Paralel örgüt lideri olarak hakkında yakalama kararı bulunan F.Gülen’e, farklı bir zaviyeden bakmak istiyorum. Hayır, varsın eskiden inandığımız gibi “Cemaatin Hocası” olsun. Bugün halen ona kayıtsız şartsız itaat edip arkasından gidenler de, varsın “Şakirt” olsun. Kabul, bugün empati günümdeyim.

Onun şakirtlerine Haşhaşi benzetmesini ilk olarak Cumhurbaşkanı R.Tayyip Erdoğan yapmıştı, hatırlarsanız.. İtiraf etmeliyim ki, bu benzetmeyi oldukça ağır bulmuştum. Hatta bunun haksız bir itham olduğunu düşünmüştüm. Evet, MİT tırlarına yapılan hainvari baskını, dışişlerindeki çok gizli operasyon toplantısının medyada ifşa edilmesini kabul edilemez buluyorum ve bugün bile lanetliyorum. Ancak, geride kalan saf cemaat mensuplarına da haksızlık yapılmaması gerektiğini savunuyordum.

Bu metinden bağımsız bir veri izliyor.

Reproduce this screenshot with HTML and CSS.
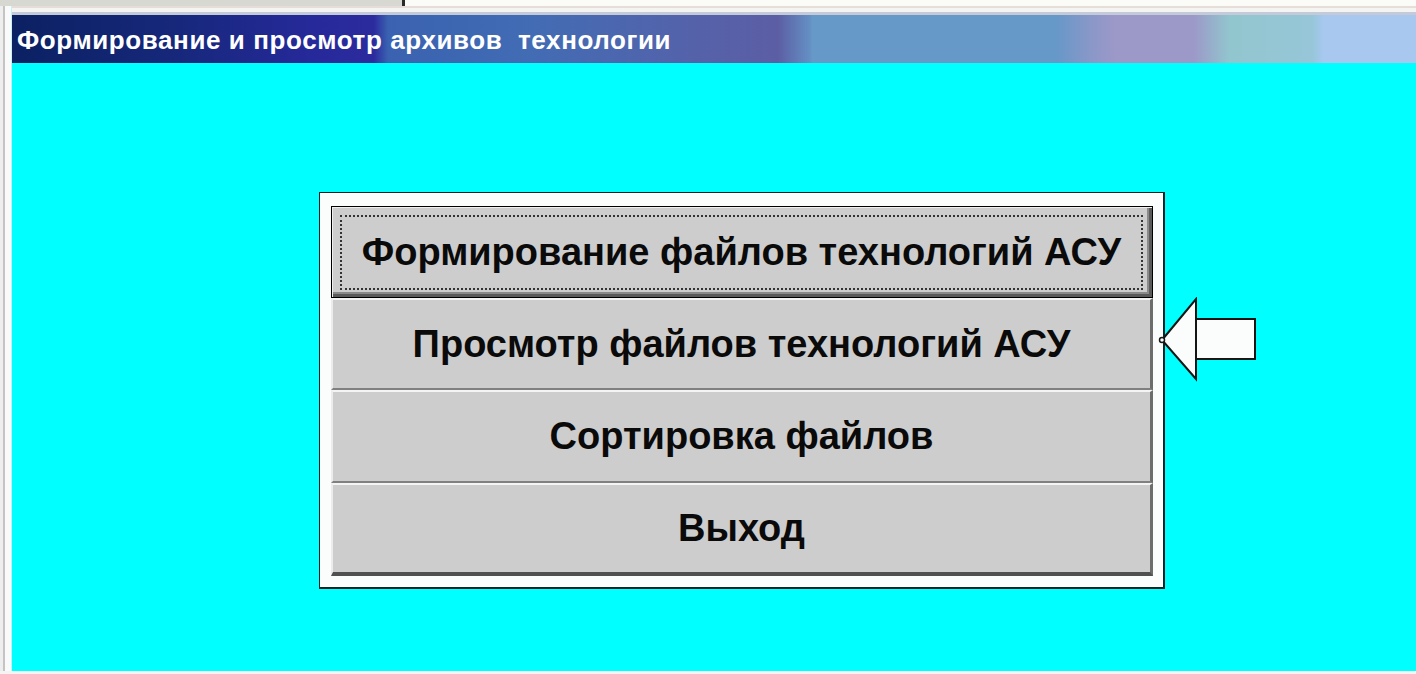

Savunuyordum da, nereye kadar? Yüce Kitabımız Kur’an-ı Kerim’de Rabbimiz, “Ey akıl sahipleri! Hiç düşünmez misiniz?” diye uyarıyor bizleri. Ama en çok da Kur’an ve Sünnet ile haşir-neşir olan Şakirtleri! Yani Kur’an haricinde hiçbir şeye körü körüne iman ve itaat edilmemesi gerektiğini bilen Şakirtler! Rasulullah’ın(s.a.v.) Hadislerine bile “acaba sahih mi değil mi?” diye şüpheyle yaklaşma hassasiyeti gösteren Şakirtler! Hocanızın sözlerine “Acaba?” dediniz mi hiç? Haydi empati yapalım, hep beraber.

F.Gülen, bir Risale-i Nur talebesi midir? “Evet” dediniz değil mi? Siz demeseniz bile, Hocanız öyle diyor. Zaten kitaplarını okuyan, vaazlarını dinleyen her Risale-i Nur talebesi bilir ki, o sözler Risale-i Nur damlalarıdır. Hatta televizyonlarda yüzlerce defa izlediğimiz o meşhur “beddua seansında” hocanın arkasındaki kitaplık Risale-i Nurlar ile doluydu.

Oysa ki; Risale-i Nur’un müellifi Bediüzzaman Said Nursi’yi, sırf Kürt olduğu için sevemediğini itiraf etmişti hocanız. O röportajları internetten bulup izleyebilirsiniz. Sevemedi çünkü hiçbir vaazında, hiçbir kitabında ve hiçbir yazısında onu ismiyle anmadı. “Bediüzzaman hazretleri” ya da “Said Nursi” demedi. Peki ne dedi? Durun ben söyleyeyim: “Pir-i mugan” dedi. Ne var bunda mı dediniz?

Ne yok ki!? Hemen hepinizin kitaplığında bulunan bir lügat var elimde. “Osmanlıca-Türkçe Lügat, Yeni Asya Neşriyat, Mayıs 2001” Tanıdınız değil mi bu eseri? Size bağlı bir grubun neşrettiği kaynak lügat. Pir-i mugan neymiş bakalım hep beraber. Sayfa 1076, Pir-i mugan: 1-Meyhaneci, şarap sunan kimse. 2-Mecusilerin baş rahibi.!!?? Noktasına, virgülüne bile dokunmadım.

Var mı şoke olmayan?

Yok mu? Ya empati, o da mı yok? Yani, siz hocanızın sizi irşad ettiğini, vaazları ve yazılarıyla imanınızı perçinlediğini düşünüp onu seviyorsunuz değil mi? -ki- bu gayet doğal ve insani bir şey. Onu saygıyla yad etmek, ona minnet duymak ve vefa göstermek de insani bir durum. Buna ben dahil kimse itiraz edemez.

Peki, Risale-i Nur’dan aldığı ilham ile sizler irşad eden hocanız ve dahi siz şakirtler, Bediüzzaman Said Nursi’ye vefa göstermeniz gerekmez mi? Onu hayırla yad edip saygı göstermeniz gerekmez mi? Hocanız ne yapıyor, saygısızlık yapıyor. Nankörlük ediyor, yetmedi hakaret ediyor! Bunu da herkes anlayamasın diye Osmanlıca yapıyor, “Pir-i mugan” diyor!

Bu iyi bir şey ise eğer, “Pir-i mugan” sensin F.Gülen!

Size gelince ey şakirtler! Unutmayın; Haşhaşiden Mü’min olmaz, Müslüman Haşhaşi olmaz!